16.2. Any personal information supplied by the Buyer may be retained by Advance until such time as the Buyer requests that the information is to be removed.
16.3. Advance has taken many measures to ensure that Buyers’ information is well protected. However, it is important that Buyers remember to never share their passwords and other login details with any other person. While Advance endeavours to keep the Customer’s personal information collected on Supershine website secure and confidential, no member of Advance shall be responsible for any breach of security caused by third parties, nor represents that Supershine Website is completely secure.

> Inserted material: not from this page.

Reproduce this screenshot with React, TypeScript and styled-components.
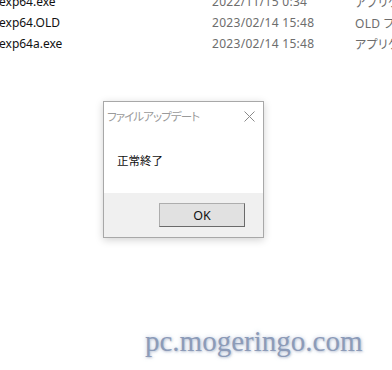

17. Consumer Guarantees Act 1993
17.1. The products are supplied to the Buyer for the purpose of a business and the parties agree that the Consumer Guarantees Act 1993 shall not apply to the provision of the products or the terms and conditions upon which the products are supplied to the Buyer.
17.2. Notwithstanding clause 21.1 above, where products are supplied to a Buyer other than for the purpose of a business, then nothing in these Terms and Conditions shall limit any rights, powers and remedies that a Buyer may have under the Consumer Guarantees Act 1993.
18. Resolution of Disputes
18.1. Consumer arbitration agreement:
18.1.1. This agreement contains an arbitration agreement.
18.1.2. You, if purchasing as a consumer as defined in the Arbitration Act 1996, certify that: having read and understood the arbitration agreement, and the variation of the default rules in the 2nd Schedule to the Arbitration Act 1996, you agreed to be bound by the arbitration agreement.
18.2. If the parties are unable to resolve any question, dispute of difference arising under this agreement, by discussion and negotiation, the dispute must be submitted to the arbitration of a single arbitrator agreed on between the parties, or default of agreement, to be nominated by the president of the New Zealand Law Society PROVIDED HOWEVER that Advance has the right to refer any dispute to the Dispute Tribunal for determination in which case the total amount in respect of which an order of the Tribunal is sought will not exceed $7,500.00.